KOP: "If meat keeps disappearin' I'll have to fry up some of those alley cats you're so fond of." This is fun. How about a few more? "Annie Bananie, you've got to get better." AND "Snowflakes fluttered around me as my heart hammered against my ribs 'til I thought my chest would burst." [Whew, thanks! Three for the price of one! I do love that meat quote. Might look nice in vinyl lettering on my kitchen wall.]
ME: Kathi has also previously published a novel titled “The Forgotten Warrior.” Tell us about it.

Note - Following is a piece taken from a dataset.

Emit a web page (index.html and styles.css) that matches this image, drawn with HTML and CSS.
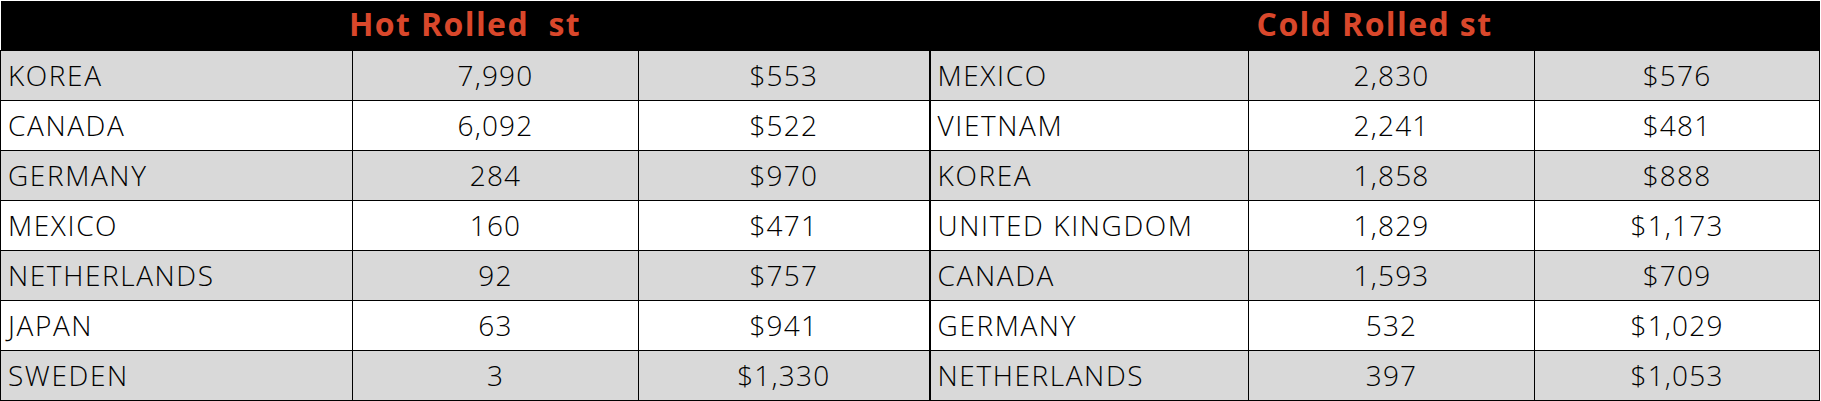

KOP: The protagonist is a sixteen-year-old girl with a black belt in karate. She is going through a crisis in her life and just when she thinks it can't get worse she is thrown back in time to Helaman and the stripling warriors. She teaches the warriors a few karate moves and goes with them to battle against the mighty Lamanite army. There's a little romance, some battles (using the historic battles in the Book of Mormon) and a cliffhanger ending. I loved writing this book. There were days as I worked that the characters seemed to write the story without me. [Karate and romance with some stripling warriors. Kathi, please, you're killing me. I'll have to find that book.]
That's it folks, the fun is over. Thank you to my new author friend and illustrious interviewee for your time and for being accepting of my questions. I'm a little slow on the interview uptake and didn't get questions emailed till late last night.
Go to Kathi's website here for information on purchasing her book. As they say, it makes a great Christmas gift!
Endnote: Hot chocolate may not be enough. Get the book, then on the way home stop for a Snuggie. You know what I'm talking about. "Available now in hot new colors at retailers everywhere." --quote from actual TV commercial.